Intrauterine device is potentially cost-effective for prevention of deaths from endometrial cancer
MONDAY, Sept. 12, 2016 (HealthDay News) — For obese women, the levonorgestrel intrauterine device (IUD) could be cost-effective for preventing endometrial cancer deaths, according to a study published in the October issue of Obstetrics & Gynecology.
Joseph A. Dottino, M.D., M.P.H., from the Duke University Medical Center in Durham, N.C., and colleagues used a modified Markov model to compare IUD placement at age 50 with usual care among women with a BMI ≥40 or ≥30 kg/m². The authors incorporated the effect of obesity on incidence and survival. The IUD was assumed to confer a 50 percent reduction in the incidence of endometrial cancer over five years; costs of IUD and cancer care were included in the analyses.
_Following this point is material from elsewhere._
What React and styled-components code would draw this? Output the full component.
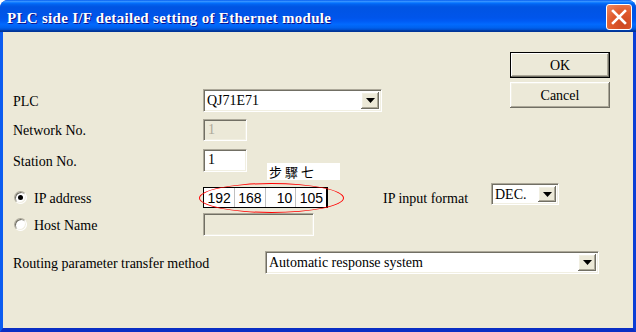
import React from 'react'
import styled, { createGlobalStyle, css } from 'styled-components'

const GlobalStyle = createGlobalStyle`
html, body {
  margin: 0;
  padding: 0;
  width: 636px;
  height: 332px;
  overflow: hidden;
  background: #fff;
}
* { box-sizing: border-box; }
`

const sunken = css`
border-style: solid;
border-width: 1px;
border-color: #aca899 #fff #fff #aca899;
box-shadow: inset 1px 1px 0 #716f64, inset -1px -1px 0 #f1efe2;
`

const raised = css`
border: none;
box-shadow: inset -1px -1px 0 #716f64, inset 1px 1px 0 #fff, inset -2px -2px 0 #aca899, inset 2px 2px 0 #f1efe2;
`

const App = () => {
  return (
    <>
      <GlobalStyle />
      <Window>
        <TitleBar>
          <Title>PLC side I/F detailed setting of Ethernet module</Title>
          <CloseButton>
            <svg width="16" height="16" viewBox="0 0 16 16">
              <path d="M2 2 L14 14 M14 2 L2 14" stroke="#fff" strokeWidth="2.6" strokeLinecap="square" />
            </svg>
          </CloseButton>
        </TitleBar>
        <Body>
          <Top>
            <Form>
              <Row $h={23}>
                <Label>PLC</Label>
                <Combo $w={179} value="QJ71E71" />
              </Row>
              <Row $h={22} $top={7}>
                <Label>Network No.</Label>
                <TextBox $w={44} disabled>1</TextBox>
              </Row>
              <Row $h={23} $top={8}>
                <Label>Station No.</Label>
                <TextBox $w={44}>1</TextBox>
              </Row>
              <Row $h={21} $top={15}>
                <RadioLabel>
                  <Radio $checked />
                  <span>IP address</span>
                </RadioLabel>
                <IPField>
                  <IPBox>
                    <IPPart $w={31}>192</IPPart>
                    <IPPart $w={31}>168</IPPart>
                    <IPPart $w={31}>10</IPPart>
                    <IPPart $w={30} $last>105</IPPart>
                  </IPBox>
                  <StepTag>步驟七</StepTag>
                  <Ellipse />
                </IPField>
                <FormatLabel>IP input format</FormatLabel>
                <Combo $w={68} $h={22} $lift value="DEC." />
              </Row>
              <Row $h={23} $top={5}>
                <RadioLabel>
                  <Radio />
                  <span>Host Name</span>
                </RadioLabel>
                <TextBox $w={111} disabled />
              </Row>
            </Form>
            <ButtonColumn>
              <PushButton $default>OK</PushButton>
              <PushButton>Cancel</PushButton>
            </ButtonColumn>
          </Top>
          <Row $h={23} $top={15}>
            <Label $w={252}>Routing parameter transfer method</Label>
            <Combo $w={334} value="Automatic response system" />
          </Row>
        </Body>
      </Window>
    </>
  )
}

const Combo = ({ $w, $h, $lift, value }) => (
  <ComboBox $w={$w} $h={$h} $lift={$lift}>
    <ComboText>{value}</ComboText>
    <DropButton>
      <svg width="9" height="5" viewBox="0 0 9 5">
        <path d="M0 0 H9 L4.5 5 Z" fill="#000" />
      </svg>
    </DropButton>
  </ComboBox>
)

export default App

const Window = styled.div`
width: 636px;
height: 332px;
display: flex;
flex-direction: column;
background: #0a3fd8;
border-radius: 8px 8px 0 0;
overflow: hidden;
font-family: "Liberation Serif", "Times New Roman", serif;
`
const TitleBar = styled.div`
height: 32px;
flex-shrink: 0;
display: flex;
align-items: center;
justify-content: space-between;
padding: 2px 4px 0 7px;
background: linear-gradient(180deg, #0058ee 0%, #3a93ff 4%, #288eff 6%, #127dff 8%, #036ffc 10%, #0262ee 14%, #0057e5 20%, #0054e3 24%, #0055eb 56%, #005bf5 66%, #026afe 76%, #0062ef 86%, #0052d6 92%, #0040ab 94%, #003092 100%);
`
const Title = styled.div`
color: #fff;
font-weight: bold;
font-size: 15px;
letter-spacing: 0.3px;
padding-top: 3px;
text-shadow: 1px 1px 0 #0f1089;
`
const CloseButton = styled.div`
width: 26px;
height: 26px;
border: 1px solid #fff;
border-radius: 3px;
background: radial-gradient(circle at 70% 80%, #cc4620 0%, #e05a2c 50%, #f08b63 100%);
display: flex;
align-items: center;
justify-content: center;
`
const Body = styled.div`
flex: 1;
display: flex;
flex-direction: column;
background: #ece9d8;
border-left: 3px solid #0c5cf0;
border-right: 3px solid #0a3ed6;
border-bottom: 4px solid #0a2ec4;
padding: 20px 23px 0 10px;
font-size: 14px;
color: #000;
`
const Top = styled.div`
display: grid;
grid-template-columns: minmax(0, 1fr) 100px;
align-items: start;
`
const Form = styled.div`
grid-column: 1 / 3;
grid-row: 1;
display: flex;
flex-direction: column;
margin-top: 37px;
`
const ButtonColumn = styled.div`
grid-column: 2;
grid-row: 1;
display: flex;
flex-direction: column;
gap: 4px;
`
const PushButton = styled.div`
width: 100px;
height: 26px;
display: flex;
align-items: center;
justify-content: center;
padding-top: 1px;
background: #ece9d8;
${raised}
${p => p.$default && css`
  outline: 1px solid #000;
  outline-offset: -1px;
  box-shadow: inset -2px -2px 0 #716f64, inset 2px 2px 0 #fff, inset -3px -3px 0 #aca899;
`}
`
const Row = styled.div`
display: flex;
align-items: center;
height: ${p => p.$h}px;
margin-top: ${p => p.$top || 0}px;
`
const Label = styled.div`
width: ${p => p.$w || 190}px;
flex-shrink: 0;
padding-top: 2px;
`
const RadioLabel = styled.div`
width: 190px;
flex-shrink: 0;
display: flex;
align-items: center;
gap: 7px;
padding-left: 1px;
& > span:last-child {
  padding-top: 2px;
}
`
const Radio = styled.span`
width: 13px;
height: 13px;
border-radius: 50%;
background: #fff;
position: relative;
border-style: solid;
border-width: 1px;
border-color: #aca899 #fff #fff #aca899;
box-shadow: inset 1px 1px 0 #716f64, inset -1px -1px 0 #f1efe2;
${p => p.$checked && css`
  &::after {
    content: '';
    position: absolute;
    left: 3px;
    top: 3px;
    width: 5px;
    height: 5px;
    border-radius: 50%;
    background: #000;
  }
`}
`
const TextBox = styled.div`
width: ${p => p.$w}px;
height: 100%;
${sunken}
background: ${p => (p.disabled ? '#ece9d8' : '#fff')};
color: ${p => (p.disabled ? '#aca899' : '#000')};
padding: 1px 4px;
line-height: 18px;
`
const ComboBox = styled.div`
width: ${p => p.$w}px;
height: ${p => (p.$h ? `${p.$h}px` : '100%')};
${sunken}
background: #fff;
display: flex;
padding: 2px;
flex-shrink: 0;
${p => p.$lift && css`margin-bottom: 7px;`}
`
const ComboText = styled.div`
flex: 1;
padding-left: 1px;
line-height: 18px;
white-space: nowrap;
overflow: hidden;
`
const DropButton = styled.div`
width: 18px;
display: flex;
align-items: center;
justify-content: center;
background: #ece9d8;
${raised}
`
const IPField = styled.div`
position: relative;
height: 100%;
`
const IPBox = styled.div`
width: 125px;
height: 100%;
border: 1px solid #000;
border-right-width: 2px;
background: #fff;
display: flex;
font-family: "Liberation Sans", Arial, sans-serif;
font-size: 14px;
`
const IPPart = styled.div`
width: ${p => p.$w}px;
text-align: right;
padding-right: 3px;
line-height: 20px;
border-right: ${p => (p.$last ? 'none' : '1px solid #c0c0c0')};
`
const StepTag = styled.div`
position: absolute;
left: 64px;
top: -24px;
width: 73px;
height: 17px;
background: #fff;
font-family: "Noto Sans CJK TC", sans-serif;
font-size: 13px;
line-height: 17px;
letter-spacing: 3px;
padding-left: 2px;
`
const Ellipse = styled.div`
position: absolute;
left: -4px;
top: -4px;
width: 145px;
height: 30px;
border: 1px solid #f00;
border-radius: 50%;
pointer-events: none;
`
const FormatLabel = styled.div`
width: 108px;
margin-left: 55px;
flex-shrink: 0;
padding-top: 2px;
`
The researchers found that the IUD strategy was costlier and more effective than usual care for a 50-year-old with BMI ≥40 kg/m², with a cost-effectiveness ratio of $74,707 per year of life saved. Assuming the protective effect of the levonorgestrel IUD was 10 years, the incremental cost-effectiveness ratio would decrease to $37,858 per life-year saved. In women with BMIs of ≥40 kg/m² or costs less than $500, a levonorgestrel IUD that reduces cancer incidence by at least 68 percent would be cost-effective. The incremental cost-effectiveness ratio of IUD strategy was $137,223 per life-year saved compared with usual care for women with BMI ≥30 kg/m².
“The levonorgestrel IUD is a potentially cost-effective strategy for prevention of deaths from endometrial cancer in obese women,” the authors write.